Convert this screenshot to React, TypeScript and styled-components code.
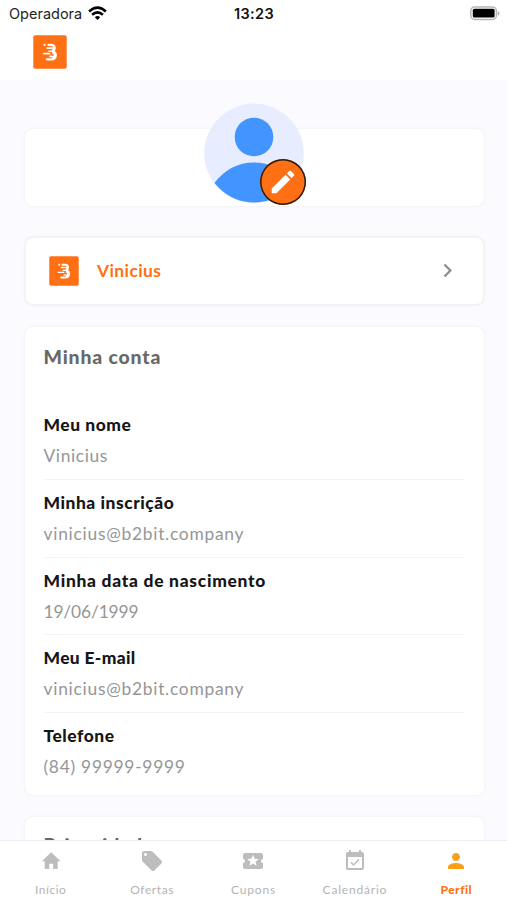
import React from 'react';
import styled, { createGlobalStyle } from 'styled-components';
import {
  MdChevronRight,
  MdEdit,
  MdEventAvailable,
  MdLocalActivity,
  MdLocalOffer,
  MdPerson,
} from 'react-icons/md';

const GlobalStyle = createGlobalStyle`
  * { box-sizing: border-box; }
  body { margin: 0; background: #fbfbff; }
`;

const Screen = styled.div`
  width: 507px;
  height: 900px;
  display: flex;
  flex-direction: column;
  overflow: hidden;
  background: #fbfbff;
  font-family: Lato, 'Open Sans', sans-serif;
`;

const Header = styled.header`
  flex: none;
  height: 80px;
  background: #fff;
`;

const StatusBar = styled.div`
  height: 28px;
  padding: 0 7px 0 9px;
  display: grid;
  grid-template-columns: 1fr auto 1fr;
  align-items: center;
  font: 400 14.5px/28px Inter, sans-serif;
  color: #242424;
`;

const Carrier = styled.div`
  display: flex;
  align-items: center;
  gap: 6px;
  svg { margin-top: -2px; }
`;

const Clock = styled.time`
  margin-right: 1px;
  font-weight: 600;
  color: #111;
  letter-spacing: 0.35px;
`;

const BatterySlot = styled.div`
  display: flex;
  justify-content: flex-end;
  padding-bottom: 1px;
`;

const Brand = styled.div`
  padding: 7px 0 0 33px;
  display: flex;
`;

const Content = styled.main`
  flex: 1;
  min-height: 0;
  overflow: hidden;
  padding: 48px 22.5px 0 23.5px;
`;

const Card = styled.section`
  background: #fff;
  border: 1px solid #f5f5f8;
  border-radius: 9px;
  box-shadow: 0 0 3px rgba(40, 40, 70, 0.03);
`;

const PhotoCard = styled(Card)`
  height: 79px;
  display: flex;
  justify-content: center;
`;

const Avatar = styled.div`
  position: relative;
  width: 100px;
  height: 100px;
  margin-top: -26px;
`;

const EditButton = styled.button`
  position: absolute;
  left: 55.5px;
  top: 56px;
  width: 46px;
  height: 46px;
  padding: 0;
  display: grid;
  place-items: center;
  border: 0;
  border-radius: 50%;
  box-shadow: inset 0 0 0 1.5px #2c1a10;
  background: #ff7014;
  color: #fff;
`;

const ProfileCard = styled(Card)`
  height: 70px;
  margin-top: 29px;
  padding: 0 22px 1px 24px;
  display: flex;
  align-items: center;
  border: 2px solid #f3f3f6;
  svg:first-child { margin-left: -1px; }
`;

const Name = styled.span`
  flex: 1;
  margin-left: 18.5px;
  font-size: 17.4px;
  line-height: 24px;
  font-weight: 700;
  letter-spacing: 0.42px;
  color: #ff7014;
`;

const AccountCard = styled(Card)`
  height: 470px;
  margin-top: 20px;
  padding: 17px 20px 0 19px;
`;

const NextCard = styled(Card)`
  height: 120px;
  margin-top: 20px;
  padding: 15px 20px 0 19px;
`;

const Title = styled.h2`
  margin: 0;
  font-size: 19.4px;
  line-height: 26px;
  font-weight: 900;
  letter-spacing: 0.85px;
  color: #686868;
`;

const Fields = styled.dl`
  margin: 32px 0 0;
`;

const Field = styled.div`
  height: 77.8px;
  padding-top: 11px;
  border-bottom: 1px solid #f3f3f5;
  &:last-child { border-bottom: 0; }
`;

const FieldLabel = styled.dt<{ $track: number }>`
  font-size: 17.4px;
  line-height: 24px;
  font-weight: 900;
  color: #161616;
  letter-spacing: ${(p) => p.$track}px;
  white-space: nowrap;
`;

const FieldValue = styled.dd<{ $track: number }>`
  margin: 7px 0 0;
  font-size: 17.4px;
  line-height: 24px;
  color: #969696;
  letter-spacing: ${(p) => p.$track}px;
  white-space: nowrap;
`;

const TabBar = styled.nav`
  flex: none;
  height: 60px;
  display: grid;
  grid-template-columns: repeat(5, 1fr);
  border-top: 1px solid #efeff0;
  background: #fff;
`;

const Tab = styled.a<{ $active?: boolean; $track: number }>`
  display: flex;
  flex-direction: column;
  align-items: center;
  padding-top: 8px;
  color: ${(p) => (p.$active ? '#f9a01b' : '#bdbdbd')};
  span {
    margin-top: 9px;
    font-size: 12px;
    line-height: 16px;
    font-weight: ${(p) => (p.$active ? 900 : 400)};
    letter-spacing: ${(p) => p.$track}px;
    color: ${(p) => (p.$active ? '#ff7014' : '#b4b4b4')};
  }
`;

const Logo = ({ size }: { size: number }) => (
  <svg width={size} height={size} viewBox="0 0 34 34">
    <rect x=".3" y=".3" width="33.4" height="33.4" rx="2" fill="#ff7014" />
    <g fill="none" stroke="#fff" strokeLinecap="round" strokeLinejoin="round">
      <path strokeWidth="2.3" d="M15.4 9.9h2.8c4.2 0 4.2 4.6 1.6 6.4c4.6 1.5 3.6 8-1.2 8h-4.8" />
      <path strokeWidth="1.6" d="M14 13.1h4.8M16 16.3h3.6M10.6 18.6h6.2M17 21.4h3" />
    </g>
    <path d="M19.4 11.4l2 1.6-1.6 3.4 3 2.6-.8 3.6-2.8 1z" fill="#fff" />
    <circle cx="11.6" cy="9.9" r="1.1" fill="#fff" />
    <circle cx="19.8" cy="20" r=".9" fill="#ff7014" />
  </svg>
);

const WifiIcon = () => (
  <svg width="19" height="15" viewBox="0 0 19 15" fill="none" stroke="#000" strokeWidth="2.5">
    <path d="M1.1 5.5Q9.5-2.2 17.9 5.5" />
    <path d="M4.1 8.8Q9.5 4 14.9 8.8" />
    <path d="M6.8 11.2Q9.5 8.8 12.2 11.2L9.5 14z" fill="#000" stroke="none" />
  </svg>
);

const BatteryIcon = () => (
  <svg width="31" height="15" viewBox="0 0 31 15">
    <rect x="1.8" y=".9" width="25.6" height="12.6" rx="4" fill="#fff" stroke="#b7b7b7" strokeWidth="1.5" />
    <rect x="3.8" y="2.8" width="21.8" height="8.8" rx="1.5" fill="#000" />
    <path d="M28.8 5v4.7q1.6-.7 1.6-2.35T28.8 5z" fill="#aaa" />
  </svg>
);

const HomeIcon = () => (
  <svg width="24" height="24" viewBox="0 0 24 24" fill="currentColor">
    <path d="M10.3 20v-5.3h3.8V20h4.6v-7.8h2.9L12.2 3.3l-9.4 8.9h2.9V20z" />
  </svg>
);

const Portrait = () => (
  <svg width="100" height="100" viewBox="0 0 100 100">
    <defs>
      <clipPath id="portrait">
        <circle cx="50" cy="50" r="49.5" />
      </clipPath>
    </defs>
    <circle cx="50" cy="50.3" r="49.7" fill="#e7ecff" />
    <g clipPath="url(#portrait)" fill="#4294ff">
      <circle cx="50" cy="34" r="19.3" />
      <path d="M10 80.5Q26 59.5 50 59.5T90 80.5V100H10z" />
    </g>
  </svg>
);

const fields = [
  { label: 'Meu nome', value: 'Vinicius', lt: 0.55, vt: 0.6 },
  { label: 'Minha inscrição', value: 'vinicius@b2bit.company', lt: 0.55, vt: 0.74 },
  { label: 'Minha data de nascimento', value: '19/06/1999', lt: 0.73, vt: -0.15 },
  { label: 'Meu E-mail', value: 'vinicius@b2bit.company', lt: 0.35, vt: 0.74 },
  { label: 'Telefone', value: '(84) 99999-9999', lt: 0.55, vt: 0.73 },
];

const tabs = [
  { name: 'Início', icon: <HomeIcon />, track: 0.5 },
  { name: 'Ofertas', icon: <MdLocalOffer size={24} />, track: 0.6 },
  { name: 'Cupons', icon: <MdLocalActivity size={24} />, track: 0.8 },
  { name: 'Calendário', icon: <MdEventAvailable size={24} />, track: 0.8 },
  { name: 'Perfil', icon: <MdPerson size={24} />, track: 0.5, active: true },
];

export default function App() {
  return (
    <>
      <GlobalStyle />
      <Screen>
        <Header>
          <StatusBar>
            <Carrier>
              Operadora
              <WifiIcon />
            </Carrier>
            <Clock>13:23</Clock>
            <BatterySlot>
              <BatteryIcon />
            </BatterySlot>
          </StatusBar>
          <Brand>
            <Logo size={34} />
          </Brand>
        </Header>
        <Content>
          <PhotoCard>
            <Avatar>
              <Portrait />
              <EditButton aria-label="Editar foto">
                <MdEdit size={30} />
              </EditButton>
            </Avatar>
          </PhotoCard>
          <ProfileCard>
            <Logo size={30} />
            <Name>Vinicius</Name>
            <MdChevronRight size={27} color="#8e8e8e" />
          </ProfileCard>
          <AccountCard>
            <Title>Minha conta</Title>
            <Fields>
              {fields.map((f) => (
                <Field key={f.label}>
                  <FieldLabel $track={f.lt}>{f.label}</FieldLabel>
                  <FieldValue $track={f.vt}>{f.value}</FieldValue>
                </Field>
              ))}
            </Fields>
          </AccountCard>
          <NextCard>
            <Title>Privacidade</Title>
          </NextCard>
        </Content>
        <TabBar>
          {tabs.map((t) => (
            <Tab key={t.name} $active={t.active} $track={t.track}>
              {t.icon}
              <span>{t.name}</span>
            </Tab>
          ))}
        </TabBar>
      </Screen>
    </>
  );
}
* * * *
Going over the lines above, work out how many include "components", then give only that number.

_SOLUTION TO THIS EXERCISE_
2